**WHAT IS REQUIRED:** Reproduce each line of the material exactly, minus any picture.

**SUPPLIED INFORMATION:**
---

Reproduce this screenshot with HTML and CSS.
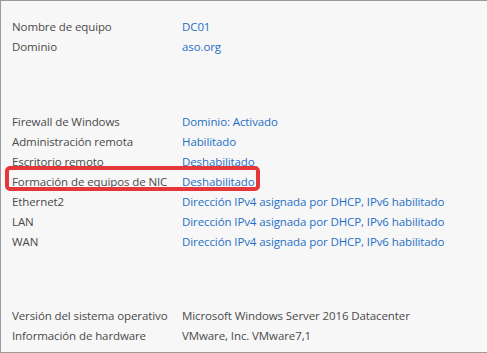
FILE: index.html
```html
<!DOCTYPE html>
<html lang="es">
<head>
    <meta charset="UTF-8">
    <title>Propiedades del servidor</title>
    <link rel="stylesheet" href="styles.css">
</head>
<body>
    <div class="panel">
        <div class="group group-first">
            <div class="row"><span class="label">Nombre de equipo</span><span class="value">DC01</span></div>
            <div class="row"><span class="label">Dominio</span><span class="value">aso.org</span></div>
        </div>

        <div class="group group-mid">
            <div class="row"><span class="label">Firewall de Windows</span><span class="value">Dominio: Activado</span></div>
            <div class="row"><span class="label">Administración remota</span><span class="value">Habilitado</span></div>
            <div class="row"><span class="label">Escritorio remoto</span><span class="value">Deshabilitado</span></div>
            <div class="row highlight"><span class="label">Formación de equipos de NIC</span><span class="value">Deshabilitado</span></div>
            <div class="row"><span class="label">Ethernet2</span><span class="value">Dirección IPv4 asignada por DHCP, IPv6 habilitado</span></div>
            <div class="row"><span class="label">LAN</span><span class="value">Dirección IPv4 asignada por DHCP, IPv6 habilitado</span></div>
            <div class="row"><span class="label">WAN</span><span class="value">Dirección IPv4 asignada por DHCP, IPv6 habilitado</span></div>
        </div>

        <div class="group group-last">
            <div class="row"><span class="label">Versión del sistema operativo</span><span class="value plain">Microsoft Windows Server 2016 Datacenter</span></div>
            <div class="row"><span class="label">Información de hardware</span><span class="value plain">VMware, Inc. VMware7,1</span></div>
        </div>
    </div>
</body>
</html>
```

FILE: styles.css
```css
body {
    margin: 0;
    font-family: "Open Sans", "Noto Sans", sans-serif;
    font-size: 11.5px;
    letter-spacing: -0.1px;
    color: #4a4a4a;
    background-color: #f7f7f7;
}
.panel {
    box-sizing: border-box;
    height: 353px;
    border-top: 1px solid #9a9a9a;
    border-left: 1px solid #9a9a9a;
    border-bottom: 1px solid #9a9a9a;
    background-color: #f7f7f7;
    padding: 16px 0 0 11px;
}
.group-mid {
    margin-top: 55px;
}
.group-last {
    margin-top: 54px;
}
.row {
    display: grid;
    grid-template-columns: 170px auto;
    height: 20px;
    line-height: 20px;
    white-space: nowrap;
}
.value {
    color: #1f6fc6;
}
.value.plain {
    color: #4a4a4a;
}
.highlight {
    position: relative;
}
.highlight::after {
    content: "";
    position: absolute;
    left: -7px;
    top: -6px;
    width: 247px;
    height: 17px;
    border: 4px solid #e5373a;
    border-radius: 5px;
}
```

---

**ANSWER FOR THIS EXERCISE:**
Reproduce this screenshot with HTML and CSS.
FILE: index.html
```html
<!DOCTYPE html>
<html lang="es">
<head>
    <meta charset="UTF-8">
    <title>Propiedades del servidor</title>
    <link rel="stylesheet" href="styles.css">
</head>
<body>
    <div class="panel">
        <div class="group group-first">
            <div class="row"><span class="label">Nombre de equipo</span><span class="value">DC01</span></div>
            <div class="row"><span class="label">Dominio</span><span class="value">aso.org</span></div>
        </div>

        <div class="group group-mid">
            <div class="row"><span class="label">Firewall de Windows</span><span class="value">Dominio: Activado</span></div>
            <div class="row"><span class="label">Administración remota</span><span class="value">Habilitado</span></div>
            <div class="row"><span class="label">Escritorio remoto</span><span class="value">Deshabilitado</span></div>
            <div class="row highlight"><span class="label">Formación de equipos de NIC</span><span class="value">Deshabilitado</span></div>
            <div class="row"><span class="label">Ethernet2</span><span class="value">Dirección IPv4 asignada por DHCP, IPv6 habilitado</span></div>
            <div class="row"><span class="label">LAN</span><span class="value">Dirección IPv4 asignada por DHCP, IPv6 habilitado</span></div>
            <div class="row"><span class="label">WAN</span><span class="value">Dirección IPv4 asignada por DHCP, IPv6 habilitado</span></div>
        </div>

        <div class="group group-last">
            <div class="row"><span class="label">Versión del sistema operativo</span><span class="value plain">Microsoft Windows Server 2016 Datacenter</span></div>
            <div class="row"><span class="label">Información de hardware</span><span class="value plain">VMware, Inc. VMware7,1</span></div>
        </div>
    </div>
</body>
</html>
```

FILE: styles.css
```css
body {
    margin: 0;
    font-family: "Open Sans", "Noto Sans", sans-serif;
    font-size: 11.5px;
    letter-spacing: -0.1px;
    color: #4a4a4a;
    background-color: #f7f7f7;
}
.panel {
    box-sizing: border-box;
    height: 353px;
    border-top: 1px solid #9a9a9a;
    border-left: 1px solid #9a9a9a;
    border-bottom: 1px solid #9a9a9a;
    background-color: #f7f7f7;
    padding: 16px 0 0 11px;
}
.group-mid {
    margin-top: 55px;
}
.group-last {
    margin-top: 54px;
}
.row {
    display: grid;
    grid-template-columns: 170px auto;
    height: 20px;
    line-height: 20px;
    white-space: nowrap;
}
.value {
    color: #1f6fc6;
}
.value.plain {
    color: #4a4a4a;
}
.highlight {
    position: relative;
}
.highlight::after {
    content: "";
    position: absolute;
    left: -7px;
    top: -6px;
    width: 247px;
    height: 17px;
    border: 4px solid #e5373a;
    border-radius: 5px;
}
```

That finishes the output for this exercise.